Un altro aspetto rilevato dai ricercatori è quello del disprezzo religioso. La frase «Gesù era un ebreo», ricorrente nei libri di testo, illustra bene questa idea. «L’affermazione legittima la presenza ebraica sul suolo israeliano e allo stesso tempo minimizza la religione cristiana», osservaa Ramon. Anche il nome di Gesù viene storpiato. È chiamato sistematicamente Yeshu e non Yeshua o Yehoshua, come vorrebbe la traduzione ebraica del nome greco usato nel Nuovo Testamento. «Questo acronimo è sprezzante, perché in ebraico significa “che il suo nome e la sua memoria siano cancellati” – spiega padre Neuhaus, che aggiunge –: oggi, la stragrande maggioranza degli ebrei non praticanti non sa che la parola Yeshu è un insulto».

Per i ricercatori, questo modo di presentare la religione cristiana a scuola è problematico: «I giovani svilupperanno un atteggiamento del tutto incompleto verso gli altri e verso la differenza. Crescendo, rifiuteranno tutto ciò che non è ebraico», osserva Ramon. David Neuhaus, da parte sua, sottolinea che è una visione «in contrasto con la realtà dello Stato di Israele oggi, un Paese in cui la comunità cristiana è molto piccola e priva di potere». Oggi in Israele ci sono 180mila cristiani, appena il 2 per cento della popolazione. La maggior parte sono arabi cristiani che hanno le proprie scuole.

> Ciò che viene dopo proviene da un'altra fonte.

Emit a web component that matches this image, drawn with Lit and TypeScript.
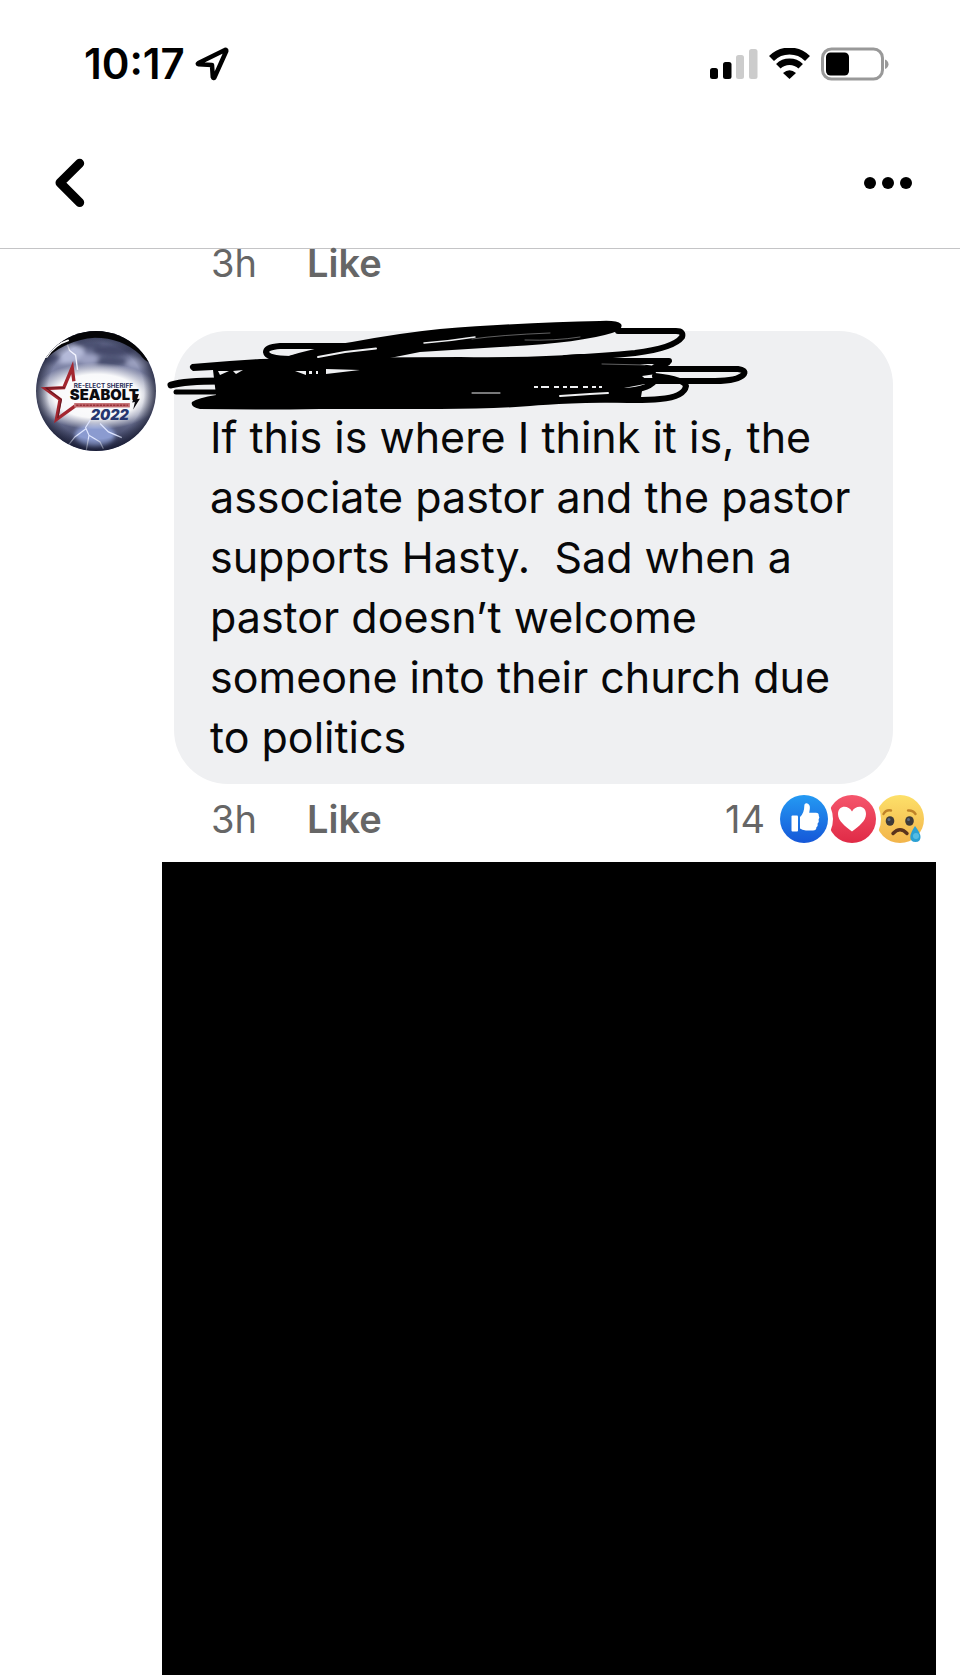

Tuttavia, nulla è scolpito nella pietra. L’insegnamento del cristianesimo risente degli eventi che riguardano Israele. «Negli anni Novanta i libri di testo hanno espresso più rispetto e aderenza ai fatti, forse grazie al movimento di apertura seguito alla firma degli accordi di Oslo. Questo è terminato con la seconda intifada a partire dal 2000 – spiega Ramon, che vuole però mettere in luce un elemento positivo –: se da un lato sono in pochi ad affrontare il tema del cristianesimo, quelli che lo fanno sono insegnanti con un certo senso della missione. Lo vedono come un modo per ampliare gli orizzonti e le menti dei loro studenti, per formarli al multiculturalismo».